Terpenes are even more fragile. Beta-caryophyllene starts evaporating at just 246°F, which sits right in the middle of the typical decarb range. Myrcene and limonene hold on until around 330°F and 350°F respectively, but some terpenes begin degrading at temperatures as low as 100°F. If preserving the flavor and aroma profile matters to you, staying at the lower end of the decarb range (around 220°F to 240°F for a longer duration) will retain more of those compounds. For edibles where terpene preservation is less critical, 250°F for 20 to 30 minutes prioritizes speed and THC yield.

Decarboxylating Concentrates

Hash, kief, and other concentrates decarboxylate the same way but require closer attention because they’re denser and more potent. Place the concentrate in an oven-safe dish (a small glass ramekin works well) at 250°F. Concentrates will melt and begin to bubble as CO2 escapes. The process is complete when the bubbling slows dramatically or stops. This typically takes 20 to 30 minutes but varies with the thickness and type of concentrate. Watch for the bubble activity rather than relying on a timer alone.

Common Mistakes

The most frequent error is running the oven too hot. Because oven dials are approximate, the actual internal temperature may be 10 to 20 degrees above or below what you set. A thermometer eliminates the guesswork. The second most common mistake is skipping the step entirely when making edibles, resulting in a product with minimal psychoactive effect since raw THCA does not produce a high when eaten.

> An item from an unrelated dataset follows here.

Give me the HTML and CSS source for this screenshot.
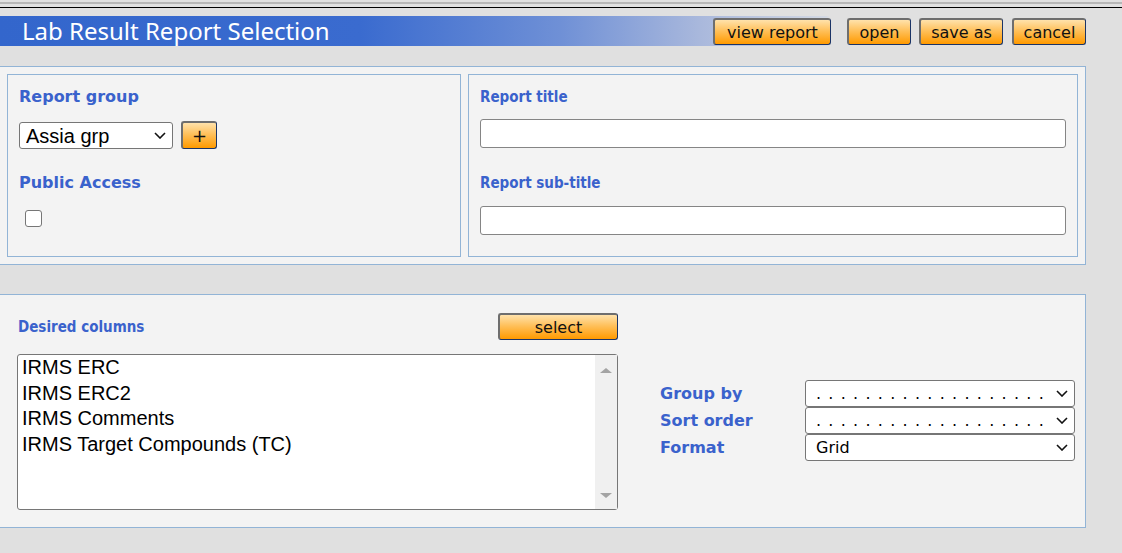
FILE: index.html
```html
<!DOCTYPE html>
<html lang="en">
<head>
    <meta charset="UTF-8">
    <title>Lab Result Report Selection</title>
    <link rel="stylesheet" href="styles.css">
</head>
<body>
    <div class="rule"></div>

    <div class="page">
        <div class="header">
            <h1 class="title">Lab Result Report Selection</h1>
            <div class="actions">
                <button class="btn btn-view">view report</button>
                <button class="btn btn-open">open</button>
                <button class="btn btn-save">save as</button>
                <button class="btn btn-cancel">cancel</button>
            </div>
        </div>

        <!-- report settings -->
        <div class="panel top-panel">
            <div class="box box-left">
                <div class="label">Report group</div>
                <div class="group-row">
                    <span class="select-wrap">
                        <select class="select group-select">
                            <option>Assia grp</option>
                        </select>
                        <svg class="chev" width="12" height="7" viewBox="0 0 12 7"><path d="M1 1 L6 6 L11 1" fill="none" stroke="#111" stroke-width="1.6"/></svg>
                    </span>
                    <button class="btn btn-plus">+</button>
                </div>
                <div class="label label-public">Public Access</div>
                <input type="checkbox" class="check">
            </div>
            <div class="box box-right">
                <div class="label label-alt">Report title</div>
                <input type="text" class="text-input">
                <div class="label label-alt label-sub">Report sub-title</div>
                <input type="text" class="text-input input-sub">
            </div>
        </div>

        <!-- column selection -->
        <div class="panel bottom-panel">
            <div class="columns">
                <div class="columns-head">
                    <span class="label label-alt">Desired columns</span>
                    <button class="btn btn-select">select</button>
                </div>
                <div class="listbox">
                    <ul class="list-items">
                        <li>IRMS ERC</li>
                        <li>IRMS ERC2</li>
                        <li>IRMS Comments</li>
                        <li>IRMS Target Compounds (TC)</li>
                    </ul>
                    <div class="scrolltrack">
                        <span class="arrow arrow-up"></span>
                        <span class="arrow arrow-down"></span>
                    </div>
                </div>
            </div>

            <div class="options">
                <label class="label">Group by</label>
                <span class="select-wrap">
                    <select class="select opt-select dots"><option>. . . . . . . . . . . . . . . . . . .</option></select>
                    <svg class="chev" width="12" height="7" viewBox="0 0 12 7"><path d="M1 1 L6 6 L11 1" fill="none" stroke="#111" stroke-width="1.6"/></svg>
                </span>
                <label class="label">Sort order</label>
                <span class="select-wrap">
                    <select class="select opt-select dots"><option>. . . . . . . . . . . . . . . . . . .</option></select>
                    <svg class="chev" width="12" height="7" viewBox="0 0 12 7"><path d="M1 1 L6 6 L11 1" fill="none" stroke="#111" stroke-width="1.6"/></svg>
                </span>
                <label class="label">Format</label>
                <span class="select-wrap">
                    <select class="select opt-select"><option>Grid</option></select>
                    <svg class="chev" width="12" height="7" viewBox="0 0 12 7"><path d="M1 1 L6 6 L11 1" fill="none" stroke="#111" stroke-width="1.6"/></svg>
                </span>
            </div>
        </div>
    </div>
</body>
</html>
```

FILE: styles.css
```css
body {
    margin: 0;
    background-color: #e0e0e0;
    font-family: "DejaVu Sans", Verdana, sans-serif;
}
.rule {
    margin-top: 2px;
    height: 3px;
    border-top: 2px solid #b7b7b7;
    border-bottom: 1px solid #000;
}
.page {
    width: 1086px;
}
.header {
    display: flex;
    justify-content: space-between;
    margin-top: 8px;
    height: 30px;
    background: linear-gradient(to right, #3366cc 0px, #3a6bcf 360px, #6f90d6 560px, #a9b8dc 700px, #d3d9e4 826px, transparent 830px);
}
.title {
    margin: 0;
    padding-left: 22px;
    font-family: "Noto Sans", sans-serif;
    font-weight: normal;
    font-size: 24px;
    line-height: 30px;
    color: #fff;
}
.actions {
    display: flex;
    padding-top: 2px;
}
.btn {
    height: 27px;
    padding: 0;
    font-family: "DejaVu Sans", Verdana, sans-serif;
    font-size: 16px;
    color: #111;
    background: linear-gradient(to bottom, #ffe2ab 0%, #ffc05a 45%, #ff9a00 100%);
    border-style: solid;
    border-width: 2px 1px 1px 2px;
    border-color: #6e6e6e #1b3466 #1b3466 #6e6e6e;
    border-radius: 3px;
    cursor: pointer;
}
.btn-view { width: 118px; }
.btn-open { width: 64px; margin-left: 16px; }
.btn-save { width: 84px; margin-left: 8px; }
.btn-cancel { width: 74px; margin-left: 9px; }

.panel {
    background-color: #f3f3f3;
    border: 1px solid #92b4d6;
    border-left: none;
}
.top-panel {
    display: flex;
    gap: 7px;
    margin-top: 20px;
    padding: 7px;
}
.box {
    box-sizing: border-box;
    height: 183px;
    border: 1px solid #92b4d6;
    padding: 13px 11px 0 11px;
}
.box-left {
    width: 456px;
}
.box-right {
    flex: 1;
}
.label {
    display: block;
    font-weight: bold;
    font-size: 16px;
    line-height: 18px;
    color: #3a62cc;
}
.label-alt {
    font-family: "DejaVu Sans Condensed", "DejaVu Sans", sans-serif;
    font-stretch: condensed;
    font-size: 15px;
}
.group-row {
    display: flex;
    align-items: flex-start;
    margin-top: 16px;
}
.select-wrap {
    position: relative;
    display: inline-block;
}
.chev {
    position: absolute;
    right: 7px;
    top: 10px;
    pointer-events: none;
}
.select {
    appearance: none;
    height: 27px;
    background-color: #fff;
    border: 1px solid #767676;
    border-radius: 3px;
    color: #000;
}
.group-select {
    width: 154px;
    padding-left: 6px;
    font-family: "Liberation Sans", Arial, sans-serif;
    font-size: 20px;
}
.btn-plus {
    width: 36px;
    height: 28px;
    margin-left: 8px;
    margin-top: -1px;
    font-size: 18px;
    line-height: 20px;
}
.label-public {
    margin-top: 25px;
}
.check {
    appearance: none;
    display: block;
    width: 17px;
    height: 17px;
    margin: 18px 0 0 6px;
    background: #fff;
    border: 1px solid #767676;
    border-radius: 3px;
}
.text-input {
    display: block;
    box-sizing: border-box;
    width: 586px;
    height: 29px;
    margin-top: 13px;
    background: #fff;
    border: 1px solid #858585;
    border-radius: 3px;
}
.label-sub {
    margin-top: 26px;
}
.input-sub {
    margin-top: 14px;
}

.bottom-panel {
    display: flex;
    margin-top: 29px;
    padding: 18px 0 17px 17px;
}
.columns {
    width: 601px;
}
.columns-head {
    display: flex;
    justify-content: space-between;
    align-items: center;
}
.columns-head .label {
    margin-left: 1px;
}
.btn-select {
    width: 120px;
}
.listbox {
    display: flex;
    height: 154px;
    margin-top: 14px;
    background: #fff;
    border: 1px solid #767676;
    border-radius: 3px;
}
.list-items {
    flex: 1;
    margin: 0;
    padding: 0 0 0 4px;
    list-style: none;
    font-family: "Liberation Sans", Arial, sans-serif;
    font-size: 20px;
    line-height: 25.5px;
    color: #000;
}
.scrolltrack {
    display: flex;
    flex-direction: column;
    justify-content: space-between;
    align-items: center;
    width: 22px;
    padding: 13px 0 11px;
    background: #f0f0f0;
    box-sizing: border-box;
}
.arrow {
    width: 0;
    height: 0;
    border-left: 6px solid transparent;
    border-right: 6px solid transparent;
}
.arrow-up {
    border-bottom: 5px solid #a3a3a3;
}
.arrow-down {
    border-top: 5px solid #a3a3a3;
}

.options {
    display: grid;
    grid-template-columns: 145px 270px;
    grid-auto-rows: 27px;
    align-items: center;
    margin-left: 42px;
    margin-top: 67px;
    align-self: flex-start;
}
.opt-select {
    width: 270px;
    padding-left: 10px;
    font-family: "DejaVu Sans", Verdana, sans-serif;
    font-size: 16px;
}
.dots {
    letter-spacing: 1.1px;
}
```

Overcrowding the baking sheet also causes uneven results. Cannabis piled in thick layers means the material on top heats differently from the material on the bottom. A single, even layer with some space between pieces gives consistent conversion. Finally, opening the oven frequently drops the temperature by 25 degrees or more each time, extending the process unpredictably. Set a timer and resist checking until it goes off.